We stop for a swim and lunch at the Tirtagangga Water Palace, a fabulous estate built in 1947 by a local rajah with terraced lawns, gardens, and pools fed by giant statues. Here, you don't just swim: you dive into Balinese mythology. Then it's a straight shot to the Serai Hotel, a few miles south of Candidasa. A sister to the Chedi, this two-year-old property-with its huge pool, white-sand beach, and sleek teak-and-stone guest rooms-is a great place to end our journey. It also marks the culinary highlight of our 10 days on Bali, thanks to Australian chef Jonathan Heath's superb Asian and Mediterranean dishes.
On our last day, we have the option of biking or hiking to Tenganan, a village in the hills behind Candidasa inhabited by the Bali Aga, an indigenous group that adheres to an ancient, pre-Hindu code of conduct. I'm tempted to take one last ride on number 8084, but I've learned from skiing that last runs are often disappointing. So, along with about half the group, I decide to hoof it to Tenganan.
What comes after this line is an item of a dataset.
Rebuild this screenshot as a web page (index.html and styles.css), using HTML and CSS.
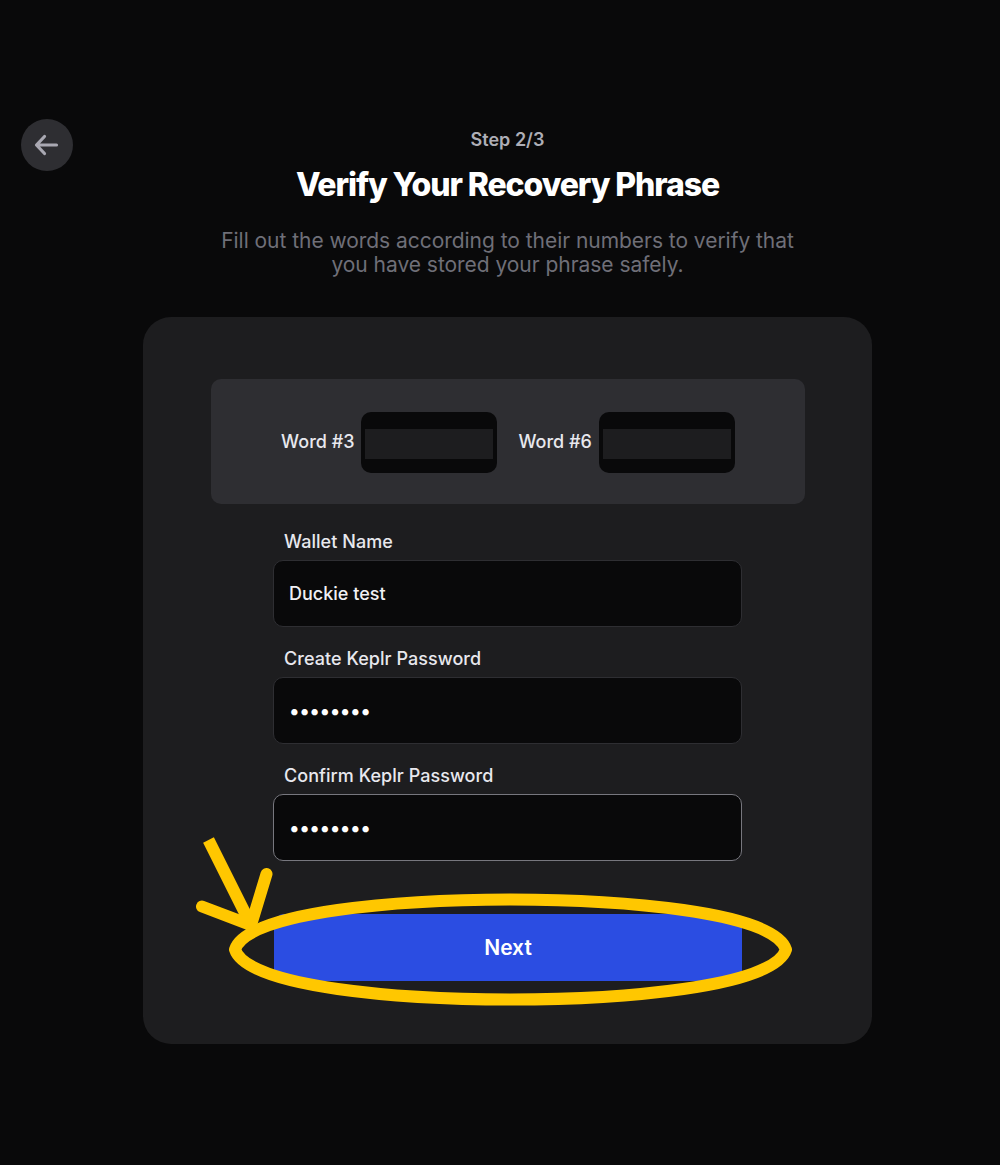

With its wide cobblestoned pedestrian street edged by shops and galleries selling baskets, wood carvings, and textiles, Tenganan brings out the shopper in all of us. Or is it that because the trip is coming to an end, it's time to focus on the real world?In any case, I'm not convinced that my amazing 200-mile Bali odyssey is over until I return to the Serai and see number 8084 being loaded onto the Toyota. Ketut lets me keep a water bottle as a souvenir. On the way back to Denpasar, I hold on to it as if it were a talisman, as if it could somehow magically bring back these last 10 days. The car is claustrophobic; I hate the air-conditioning; I feel cut off from my last views of Bali. Once again I ask myself the famous question, "Is Bali spoiled?" But it no longer has any relevance. If anything is spoiled, I am.